The reformate is subsequently fed into the anode side of the fuel
cell stack, such as a Solid Oxide Fuel Cell (SOFC) and is converted
to electric energy through the electro-chemical reaction at the
surface of the electrode.
[0005] Types of external reforming processes include catalytic
partial oxidation (CPOX), autothermal reforming (ATR) and steam
reforming (SR). Such external reforming processes invariably add
volume, cost and operating complexity into the total SOFC power
generation system. Moreover, they often consume additional energy
in the process of converting hydrocarbons. For example, CPOX and
ATR processes require mixing oxidizing gas with hydrocarbons so
that a portion of the hydrocarbons is oxidized to generate
sufficient heat for the overall catalytic process. External steam
reforming is an endothermic process and requires a heat source,
which is typically a separate combustor that consumes additional
fuel or through a costly heat exchanger. The external reformer not
only increases the system complexity but also increases the system
cost. In contrast, the hydrocarbon reforming process could be
carried out inside the SOFC stack through so-called "internal
reforming", which could utilize the thermo energy released from the
SOFC stack to drive the steam reforming reaction.
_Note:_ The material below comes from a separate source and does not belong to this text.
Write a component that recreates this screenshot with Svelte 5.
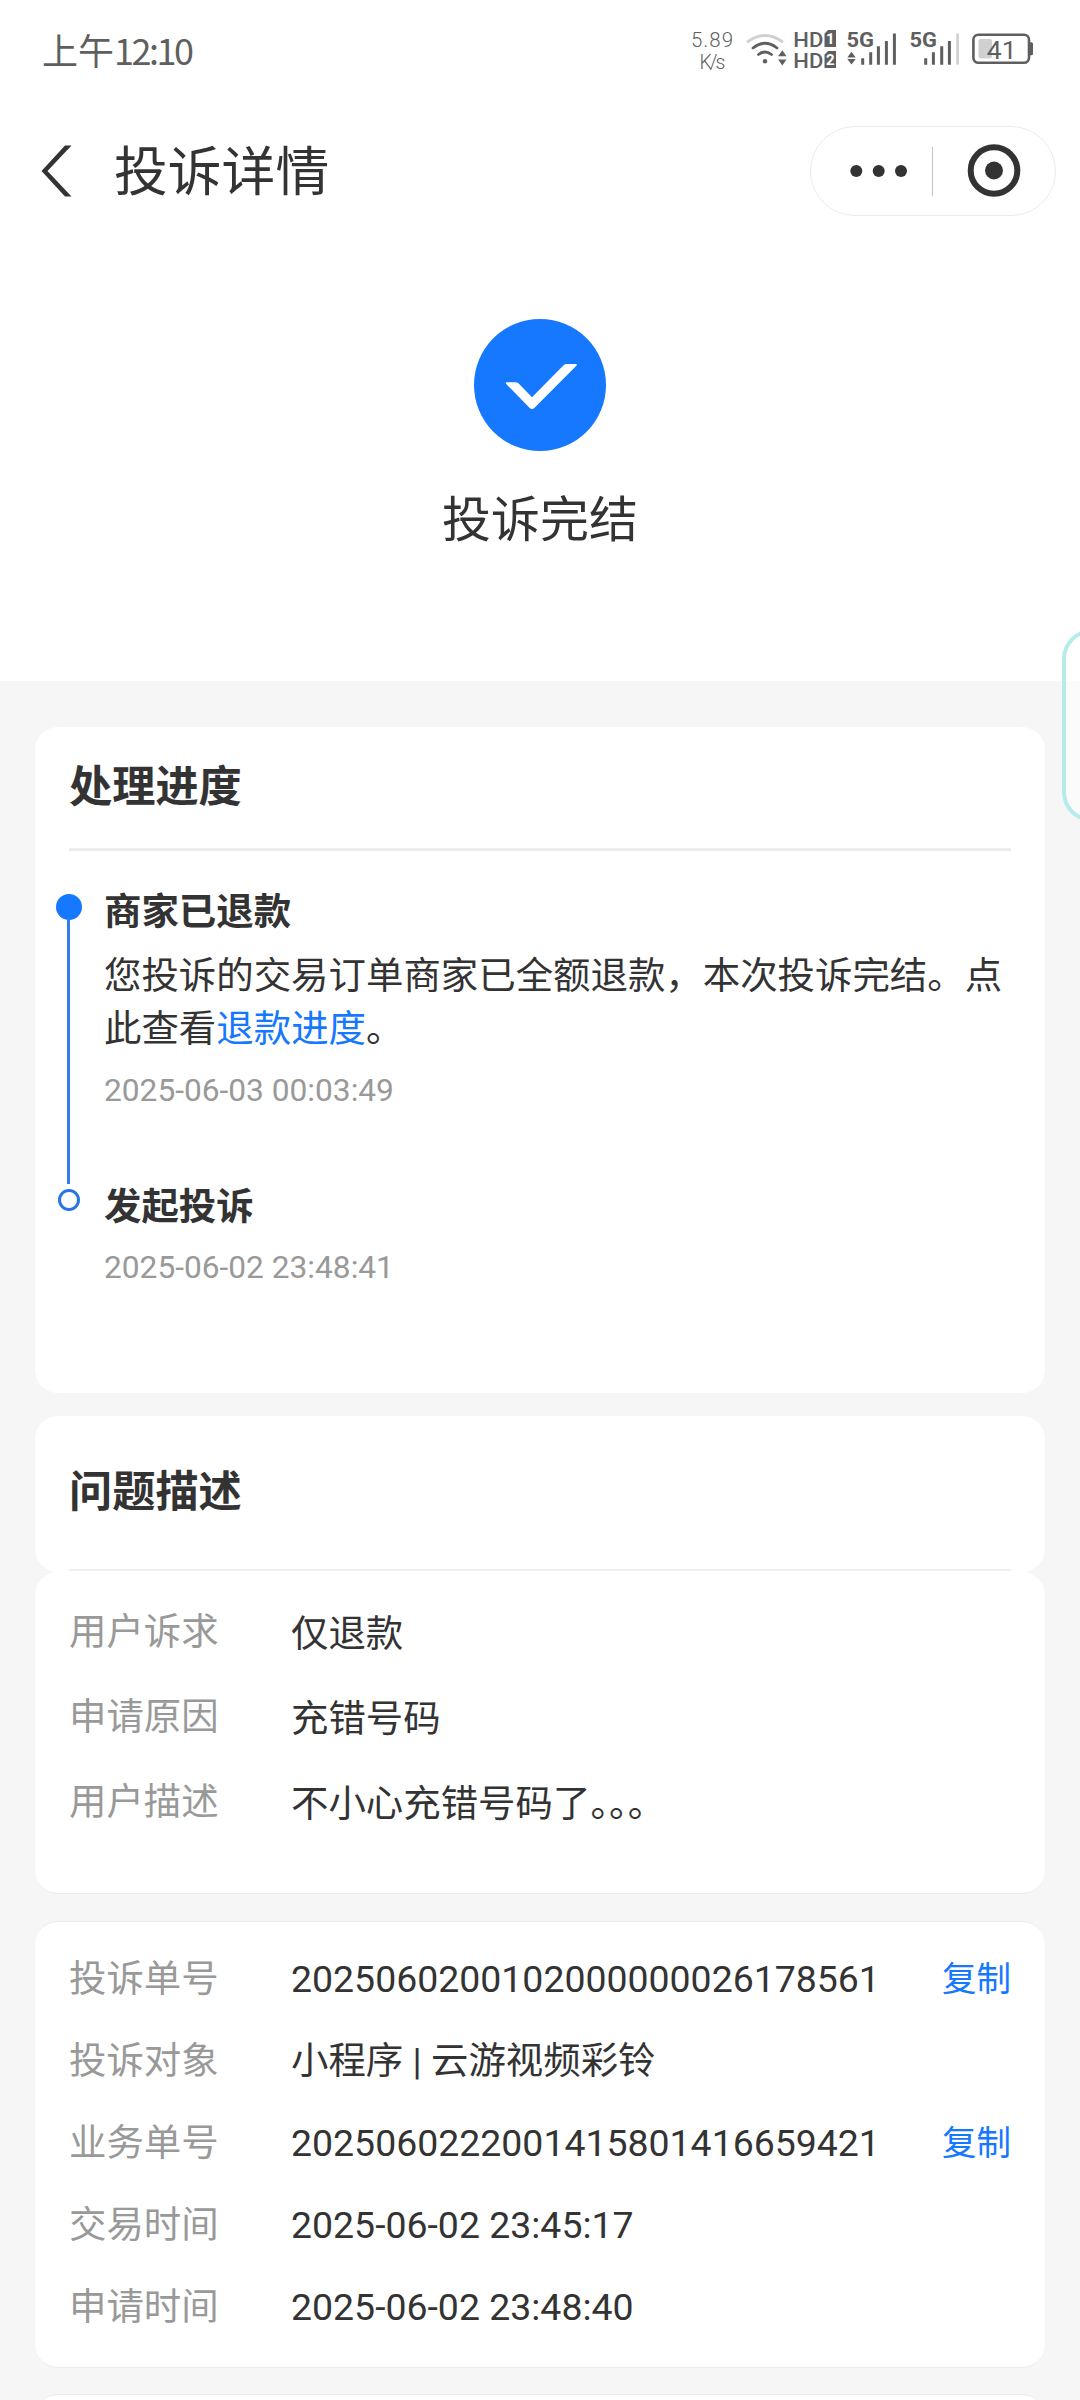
<script lang="ts">
	type Row = { label: string; value: string; copy?: boolean };

	const problem: Row[] = [
		{ label: '用户诉求', value: '仅退款' },
		{ label: '申请原因', value: '充错号码' },
		{ label: '用户描述', value: '不小心充错号码了。。。' }
	];

	const order: Row[] = [
		{ label: '投诉单号', value: '2025060200102000000026178561', copy: true },
		{ label: '投诉对象', value: '小程序 | 云游视频彩铃' },
		{ label: '业务单号', value: '2025060222001415801416659421', copy: true },
		{ label: '交易时间', value: '2025-06-02 23:45:17' },
		{ label: '申请时间', value: '2025-06-02 23:48:40' }
	];

	function copyText(text: string) {
		navigator.clipboard?.writeText(text);
	}
</script>

<div class="page">
	<header class="top">
		<div class="status-bar">
			<div class="clock">上午<span>12:10</span></div>
			<svg class="status-icons" width="350" height="50" viewBox="690 25 350 50" fill="#5f5f5f">
				<g class="speed">
					<text x="691" y="47.2" font-size="20.5" textLength="42">5.89</text>
					<text x="699.5" y="68.5" font-size="19.5" textLength="26">K/s</text>
				</g>

				<!-- wifi -->
				<g fill="none" stroke="#5f5f5f" stroke-width="2.8" stroke-linecap="round">
					<path d="M748 41.5Q765 29.5 782 41.5" stroke="#d0d0d0" />
					<path d="M753 48Q765 38.5 777 48" />
					<path d="M758.5 54.5Q765 49.5 771.5 54.5" />
				</g>
				<circle cx="765" cy="61.3" r="2.2" />
				<path d="M782.3 50.3l4.2 6h-8.4zM782.3 65.5l4.2-6h-8.4z" />

				<!-- dual sim HD -->
				<g font-size="20.5" class="hd">
					<text x="793.3" y="47" textLength="30" lengthAdjust="spacingAndGlyphs">HD</text>
					<text x="793.3" y="68.3" textLength="30" lengthAdjust="spacingAndGlyphs">HD</text>
				</g>
				<path d="M828 30h8v17h-11.5v-13.5zM828 51h8v17h-11.5v-13.5z" />
				<g fill="#fff" font-size="15" font-weight="700" class="latin">
					<text x="826" y="44">1</text>
					<text x="826" y="65">2</text>
				</g>

				<g font-size="20.5" font-weight="700" class="latin">
					<text x="846.5" y="47" textLength="27.5" lengthAdjust="spacingAndGlyphs">5G</text>
					<text x="909.5" y="47" textLength="27.5" lengthAdjust="spacingAndGlyphs">5G</text>
				</g>
				<path d="M851.5 51.8l4.2 5.6h-8.4zM851.5 64.6l4.2-5.6h-8.4z" />
				<path
					d="M862.7 58.3v6.4M870.7 52.3v12.4M878.4 46.3v18.4M886.4 41v23.7M894.4 33.5v31.2M925.7 58.3v6.4M933.4 52.3v12.4M941.7 46.3v18.4M949.4 41v23.7"
					stroke="#5f5f5f"
					stroke-width="3"
				/>
				<path d="M957.6 33.5v31.2" stroke="#d0d0d0" stroke-width="2.6" />

				<!-- battery -->
				<rect x="978.5" y="39" width="13.5" height="19.5" rx="2" fill="#d0d0d0" />
				<rect x="973.4" y="34.7" width="55.6" height="28" rx="5" fill="none" stroke="#5f5f5f" stroke-width="2.6" />
				<path d="M1030 42.3h1.5q1.5 0 1.5 1.5v10q0 1.5-1.5 1.5h-1.5z" />
				<text x="986.8" y="58.8" font-size="26.5" class="latin">41</text>
			</svg>
		</div>

		<nav class="nav-bar">
			<button class="back" aria-label="返回">
				<svg width="32" height="54" viewBox="0 0 32 54">
					<path d="M24 1.5h6.5L6.5 27l24 25.5H24L.5 27z" fill="#333" />
				</svg>
			</button>
			<h1>投诉详情</h1>
			<div class="capsule">
				<button aria-label="更多">
					<svg width="60" height="54" viewBox="0 0 60 54" fill="#333">
						<circle cx="7.3" cy="27" r="6" />
						<circle cx="29.7" cy="27" r="6" />
						<circle cx="52" cy="27" r="6" />
					</svg>
				</button>
				<i></i>
				<button aria-label="关闭">
					<svg width="54" height="54" viewBox="0 0 54 54">
						<circle cx="27" cy="26.5" r="23.3" fill="none" stroke="#333" stroke-width="6" />
						<circle cx="27" cy="26.5" r="9" fill="#333" />
					</svg>
				</button>
			</div>
		</nav>

		<div class="result">
			<svg width="132" height="132" viewBox="0 0 132 132">
				<circle cx="66" cy="66" r="66" fill="#1677ff" />
				<path
					d="M32.5 63.2h9q2 0 3.2 1.3L58 78.3 89.6 46.2q1.2-1.2 3-1.2h9.4q1.6.4.4 1.8L60.3 89q-2.3 2-4.6 0L32 64.8q-.8-1.2.5-1.6z"
					fill="#fff"
				/>
			</svg>
			<p>投诉完结</p>
		</div>
	</header>

	<main>
		<section class="card progress">
			<h2>处理进度</h2>
			<ol class="timeline">
				<li>
					<div class="marker">
						<span class="dot"></span>
						<span class="line"></span>
					</div>
					<div class="step">
						<h3>商家已退款</h3>
						<p>您投诉的交易订单商家已全额退款，本次投诉完结。点此查看<a href="#refund">退款进度</a>。</p>
						<time>2025-06-03 00:03:49</time>
					</div>
				</li>
				<li>
					<div class="marker">
						<span class="ring"></span>
					</div>
					<div class="step">
						<h3>发起投诉</h3>
						<time>2025-06-02 23:48:41</time>
					</div>
				</li>
			</ol>
		</section>

		<section class="card problem-title">
			<h2>问题描述</h2>
		</section>

		<section class="card problem">
			{#each problem as row}
				<div class="row">
					<span class="label">{row.label}</span>
					<span class="value">{row.value}</span>
				</div>
			{/each}
		</section>

		<section class="card order">
			{#each order as row}
				<div class="row">
					<span class="label">{row.label}</span>
					<span class="value">{row.value}</span>
					{#if row.copy}
						<button class="copy" onclick={() => copyText(row.value)}>复制</button>
					{/if}
				</div>
			{/each}
		</section>

		<section class="card next"></section>
	</main>

	<div class="edge-handle"></div>
</div>

<style>
	:global(body) {
		margin: 0;
	}

	.page {
		position: relative;
		width: 1080px;
		height: 2400px;
		overflow: hidden;
		background: #f6f6f6;
		color: #333;
		font-family: Roboto, 'Noto Sans CJK SC', sans-serif;
	}

	h1,
	h2,
	h3,
	p,
	ol {
		margin: 0;
		padding: 0;
	}

	button {
		display: flex;
		padding: 0;
		border: 0;
		background: none;
		font-family: inherit;
		cursor: pointer;
	}

	svg {
		display: block;
	}

	.top {
		height: 681px;
		background: #fff;
	}

	.status-bar {
		display: flex;
		align-items: flex-start;
		justify-content: space-between;
		height: 75px;
		padding: 25px 40px 0 42px;
	}

	.clock {
		color: #5f5f5f;
		font-family: 'Noto Sans CJK SC', sans-serif;
		font-size: 36px;
		line-height: 48px;
	}

	.clock span {
		letter-spacing: -2.5px;
	}

	.speed {
		font-family: Roboto, sans-serif;
		font-weight: 300;
	}

	.hd {
		font-family: Roboto, sans-serif;
		font-weight: 500;
	}

	.latin {
		font-family: Roboto, sans-serif;
	}

	.nav-bar {
		display: flex;
		align-items: center;
		height: 142px;
		padding: 0 24px 0 41px;
	}

	.nav-bar h1 {
		flex: 1;
		margin-left: 41px;
		padding-top: 3px;
		font-size: 53.8px;
		font-weight: 400;
		line-height: 78px;
	}

	.capsule {
		display: flex;
		align-items: center;
		box-sizing: border-box;
		width: 246px;
		height: 90px;
		padding: 0 34px 0 38px;
		border: 1px solid #ebebeb;
		border-radius: 45px;
	}

	.capsule i {
		width: 1px;
		height: 49px;
		margin: 0 34px 0 23px;
		background: #c4c4c4;
	}

	.result {
		display: flex;
		flex-direction: column;
		align-items: center;
		padding-top: 77px;
	}

	.result p {
		margin-top: 36px;
		font-size: 48.96px;
		line-height: 68px;
	}

	main {
		padding: 46px 35px 0;
	}

	.card {
		box-sizing: border-box;
		padding: 0 34px;
		border-radius: 23px;
		background: #fff;
	}

	.card h2 {
		font-size: 43.2px;
		font-weight: 700;
	}

	.progress {
		height: 666px;
	}

	.progress h2 {
		line-height: 121px;
		border-bottom: 3px solid #ececec;
	}

	.timeline {
		padding-top: 34px;
		margin-left: -13px;
		list-style: none;
	}

	.timeline li {
		display: flex;
		gap: 22px;
	}

	.marker {
		display: flex;
		flex-direction: column;
		align-items: center;
		width: 26px;
		padding-top: 9px;
	}

	.dot {
		width: 26px;
		height: 26px;
		border-radius: 50%;
		background: #1677ff;
	}

	.line {
		flex: 1;
		width: 3px;
		margin: 0 1px -4px 0;
		background: #3080e8;
	}

	.ring {
		box-sizing: border-box;
		width: 22px;
		height: 22px;
		border: 3px solid #2a74e6;
		border-radius: 50%;
	}

	.step {
		flex: 1;
		padding-bottom: 67px;
	}

	.step h3 {
		padding-top: 1px;
		font-size: 37.44px;
		font-weight: 700;
		line-height: 52px;
	}

	.step p {
		margin-top: 12px;
		font-size: 37.44px;
		line-height: 53px;
	}

	.step a {
		color: #1677ff;
		text-decoration: none;
	}

	.step time {
		display: block;
		margin-top: 13px;
		color: #999;
		font-size: 31.68px;
		line-height: 44px;
	}

	.problem-title {
		height: 156px;
		margin-top: 23px;
	}

	.problem-title h2 {
		line-height: 153px;
		border-bottom: 2px solid #f0f0f0;
	}

	.problem {
		height: 322px;
		padding-top: 19px;
		border-bottom: 1px solid #ececec;
	}

	.row {
		display: flex;
		align-items: center;
		font-size: 37.44px;
		line-height: 52px;
	}

	.label {
		width: 222px;
		color: #999;
	}

	.value {
		flex: 1;
	}

	.problem .row {
		height: 85px;
	}

	.problem .label {
		padding-bottom: 4px;
	}

	.problem .value {
		font-feature-settings: 'halt';
	}

	.order {
		height: 447px;
		margin-top: 27px;
		padding-top: 16px;
		border-top: 1px solid #ececec;
		border-bottom: 1px solid #ececec;
	}

	.order .row {
		height: 82px;
	}

	.copy {
		color: #1677ff;
		font-size: 34.56px;
		line-height: 50px;
	}

	.next {
		height: 120px;
		margin-top: 26px;
		border-top: 1px solid #ececec;
	}

	/* half-hidden side panel handle of the system */
	.edge-handle {
		position: absolute;
		top: 629px;
		left: 1062px;
		box-sizing: border-box;
		width: 60px;
		height: 193px;
		border: 4px solid #b5ece9;
		border-radius: 32px;
		background: rgba(255, 255, 255, 0.6);
	}
</style>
[0006] Fuel cell systems typically operate at above 600.degree. C.
which is a suitable temperature for steam reforming. Heat generated
through electro-catalytic oxidation over electrodes and ohmic
resistance over electrolyte in a fuel cell can be utilized to drive
the reforming reaction. Therefore, the internal reforming process
does not need a costly external device and heat management
system.
[0007] The Ni-YSZ anode is the state-of-the-art anode material for
SOFCs because of its excellent mechanical stability, sufficient
conductivity, and electrocatalytic activity for hydrogen oxidation.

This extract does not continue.